YOUR OBJECTIVE: Write out the material again exactly, please, and omit the pictures.
** BEGIN **
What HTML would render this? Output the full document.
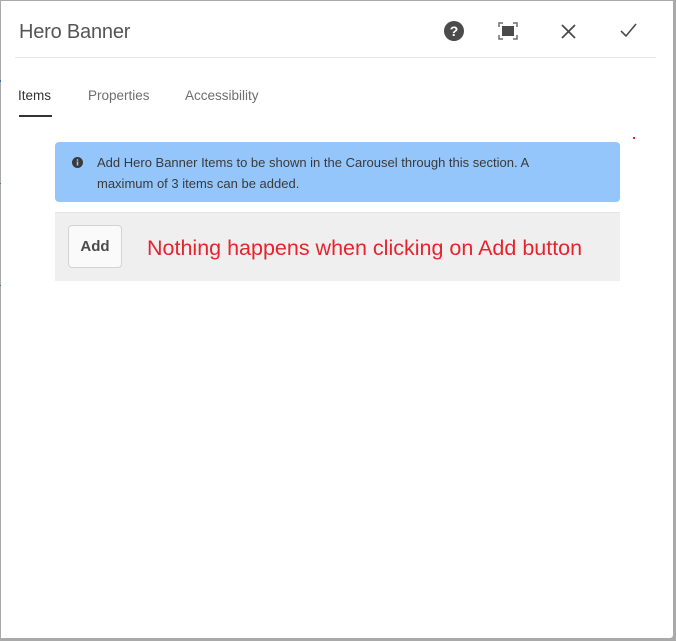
<!DOCTYPE html>
<html><head><style>
html,body{margin:0;padding:0;width:676px;height:641px;background:#a9a9a9;overflow:hidden;font-family:"Liberation Sans",sans-serif;}
.panel{position:absolute;left:1px;top:1px;width:672px;height:637px;background:#fff;border-radius:0 0 3px 0;}
.title{position:absolute;left:18px;top:20px;font-size:20px;color:#555;letter-spacing:-0.2px;}
.div{position:absolute;left:14px;top:56px;width:641px;height:1px;background:#e8e8e8;}
.tab{position:absolute;top:87px;font-size:13.5px;color:#6e6e6e;}
.ul{position:absolute;left:18px;top:114px;width:33px;height:2px;background:#323232;}
.info{position:absolute;left:54px;top:141px;width:565px;height:60px;background:#94c6fc;border-radius:4px;}
.info p{margin:0;position:absolute;left:42px;top:10px;width:460px;font-size:13px;line-height:21px;color:#3a3a3a;}
.gray{position:absolute;left:54px;top:211px;width:565px;height:68px;background:#efefef;border-top:1px solid #e4e4e4;}
.btn{position:absolute;left:13px;top:12px;width:52px;height:41px;background:#fafafa;border:1px solid #d3d3d3;border-radius:4px;font-size:15px;font-weight:bold;color:#4b4b4b;text-align:center;line-height:41px;}
.red{position:absolute;left:92px;top:23px;font-size:21.5px;color:#e8232d;}
</style></head><body>
<div style="position:absolute;left:0;top:80px;width:2px;height:2px;background:#3b6db4"></div>
<div style="position:absolute;left:0;top:183px;width:2px;height:1px;background:#3b6db4"></div>
<div style="position:absolute;left:0;top:285px;width:2px;height:1px;background:#3b6db4"></div>
<div class="panel">
<div class="title">Hero Banner</div>
<svg style="position:absolute;left:442px;top:19px" width="22" height="22" viewBox="0 0 22 22"><circle cx="11" cy="11" r="10" fill="#4b4b4b"/><text x="11" y="16" font-family="Liberation Sans" font-weight="bold" font-size="14" fill="#fff" text-anchor="middle">?</text></svg>
<svg style="position:absolute;left:497px;top:21px" width="20" height="18" viewBox="0 0 20 18" fill="none" stroke="#6e6e6e" stroke-width="1.5"><path d="M1 5V1h4M15 1h4v4M19 13v4h-4M5 17H1v-4"/><rect x="4" y="4" width="12" height="10" fill="#4b4b4b" stroke="none"/></svg>
<svg style="position:absolute;left:560px;top:23px" width="15" height="15" viewBox="0 0 15 15" stroke="#4b4b4b" stroke-width="1.8"><path d="M1 1L14 14M14 1L1 14"/></svg>
<svg style="position:absolute;left:619px;top:22px" width="17" height="15" viewBox="0 0 17 15" fill="none" stroke="#4b4b4b" stroke-width="1.6"><path d="M1 8l5 5L16 1"/></svg>
<div class="div"></div>
<div class="tab" style="left:17px;color:#323232">Items</div>
<div class="tab" style="left:87px">Properties</div>
<div class="tab" style="left:184px">Accessibility</div>
<div class="ul"></div>
<div style="position:absolute;left:632px;top:136px;width:2px;height:2px;background:#e8232d"></div>
<div class="info">
<svg style="position:absolute;left:17px;top:15px" width="11" height="11" viewBox="0 0 11 11"><circle cx="5.5" cy="5.5" r="5.5" fill="#3a3a3a"/><rect x="4.7" y="4.5" width="1.6" height="4" fill="#94c6fc"/><circle cx="5.5" cy="3" r="0.9" fill="#94c6fc"/></svg>
<p>Add Hero Banner Items to be shown in the Carousel through this section. A maximum of 3 items can be added.</p>
</div>
<div class="gray">
<div class="btn">Add</div>
<div class="red">Nothing happens when clicking on Add button</div>
</div>
</div>
</body></html>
** END **
TASK SOLUTION:
What HTML would render this? Output the full document.
<!DOCTYPE html>
<html><head><style>
html,body{margin:0;padding:0;width:676px;height:641px;background:#a9a9a9;overflow:hidden;font-family:"Liberation Sans",sans-serif;}
.panel{position:absolute;left:1px;top:1px;width:672px;height:637px;background:#fff;border-radius:0 0 3px 0;}
.title{position:absolute;left:18px;top:20px;font-size:20px;color:#555;letter-spacing:-0.2px;}
.div{position:absolute;left:14px;top:56px;width:641px;height:1px;background:#e8e8e8;}
.tab{position:absolute;top:87px;font-size:13.5px;color:#6e6e6e;}
.ul{position:absolute;left:18px;top:114px;width:33px;height:2px;background:#323232;}
.info{position:absolute;left:54px;top:141px;width:565px;height:60px;background:#94c6fc;border-radius:4px;}
.info p{margin:0;position:absolute;left:42px;top:10px;width:460px;font-size:13px;line-height:21px;color:#3a3a3a;}
.gray{position:absolute;left:54px;top:211px;width:565px;height:68px;background:#efefef;border-top:1px solid #e4e4e4;}
.btn{position:absolute;left:13px;top:12px;width:52px;height:41px;background:#fafafa;border:1px solid #d3d3d3;border-radius:4px;font-size:15px;font-weight:bold;color:#4b4b4b;text-align:center;line-height:41px;}
.red{position:absolute;left:92px;top:23px;font-size:21.5px;color:#e8232d;}
</style></head><body>
<div style="position:absolute;left:0;top:80px;width:2px;height:2px;background:#3b6db4"></div>
<div style="position:absolute;left:0;top:183px;width:2px;height:1px;background:#3b6db4"></div>
<div style="position:absolute;left:0;top:285px;width:2px;height:1px;background:#3b6db4"></div>
<div class="panel">
<div class="title">Hero Banner</div>
<svg style="position:absolute;left:442px;top:19px" width="22" height="22" viewBox="0 0 22 22"><circle cx="11" cy="11" r="10" fill="#4b4b4b"/><text x="11" y="16" font-family="Liberation Sans" font-weight="bold" font-size="14" fill="#fff" text-anchor="middle">?</text></svg>
<svg style="position:absolute;left:497px;top:21px" width="20" height="18" viewBox="0 0 20 18" fill="none" stroke="#6e6e6e" stroke-width="1.5"><path d="M1 5V1h4M15 1h4v4M19 13v4h-4M5 17H1v-4"/><rect x="4" y="4" width="12" height="10" fill="#4b4b4b" stroke="none"/></svg>
<svg style="position:absolute;left:560px;top:23px" width="15" height="15" viewBox="0 0 15 15" stroke="#4b4b4b" stroke-width="1.8"><path d="M1 1L14 14M14 1L1 14"/></svg>
<svg style="position:absolute;left:619px;top:22px" width="17" height="15" viewBox="0 0 17 15" fill="none" stroke="#4b4b4b" stroke-width="1.6"><path d="M1 8l5 5L16 1"/></svg>
<div class="div"></div>
<div class="tab" style="left:17px;color:#323232">Items</div>
<div class="tab" style="left:87px">Properties</div>
<div class="tab" style="left:184px">Accessibility</div>
<div class="ul"></div>
<div style="position:absolute;left:632px;top:136px;width:2px;height:2px;background:#e8232d"></div>
<div class="info">
<svg style="position:absolute;left:17px;top:15px" width="11" height="11" viewBox="0 0 11 11"><circle cx="5.5" cy="5.5" r="5.5" fill="#3a3a3a"/><rect x="4.7" y="4.5" width="1.6" height="4" fill="#94c6fc"/><circle cx="5.5" cy="3" r="0.9" fill="#94c6fc"/></svg>
<p>Add Hero Banner Items to be shown in the Carousel through this section. A maximum of 3 items can be added.</p>
</div>
<div class="gray">
<div class="btn">Add</div>
<div class="red">Nothing happens when clicking on Add button</div>
</div>
</div>
</body></html>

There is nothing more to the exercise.